Plus récemment les 76,000 victimes de l’insurrection salvadorienne ont peu touché de gens sauf ces quelques militants internationalistes, le France de Mitterrand et le Mexique, préoccupés qu’une oligarchie militarisée soutenue par les États-Unis tombe sous les coups d’un FMLN insurgé … qui vient d’être élu, comme parti politique au El Salvador, après vingt ans d’un régime de droite de l’ARENA démocratiquement réélu grâce aux pressions des néoconservateurs étasuniens.
Une dernière remarque. Hitler a été élu. Il est donc aussi un produit de la démocratie. À ce qu’on dit, toutes les informations collectées par la police qui ont servi à la répression des démocrates, des socialistes ou des communistes ont été recueillies en période démocratique.
De quoi interroger sur cette paradoxale institution et chercher ce qui en fera un instrument populaire en progrès constant jusqu’au moment où elle sera exercée non pas au nom du peuple mais par le peuple lui-même d’ici quelques dizaines, centaines ou milliers d’années.
Je vous laisse avec ces quelques réflexions sur la démocratie. Je suis bien d’accord pour lui laisser toutes ses chances, mais il ne faudra pas que l’on ait tout le temps un double standard.

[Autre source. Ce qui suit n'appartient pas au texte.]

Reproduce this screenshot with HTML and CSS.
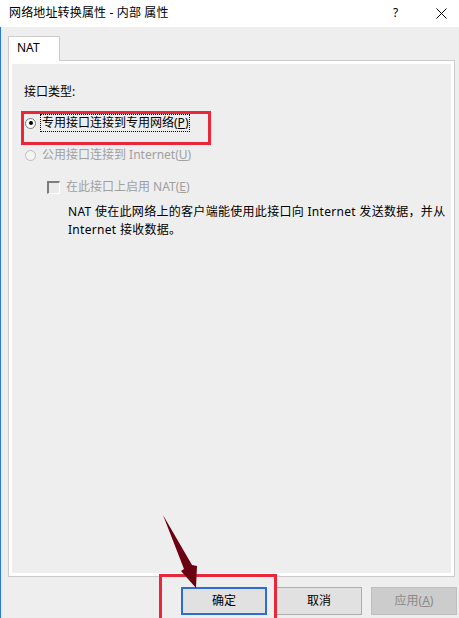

Un pour l’expression politique et démocratique d’une majorité de la population de salariés et un autre pour la défense des institutions démocratiques qui n’ont servi jusqu’ici qu’au pouvoir effectif d’une minorité de possédants. Il devient de plus en plus évident à bien du monde que ces nantis ne jouent pas à armes égales avec le plus grand nombre de salariés à cause des moyens politiques et financiers dont ils disposent.
C’est à travers ces paradoxes que Québec solidaire a décidé de naviguer. Et le vide laissé par le Parti Québécois à gauche nous laisse entrevoir une belle odyssée jusqu’à l’indépendance et après des progrès de société indéniables.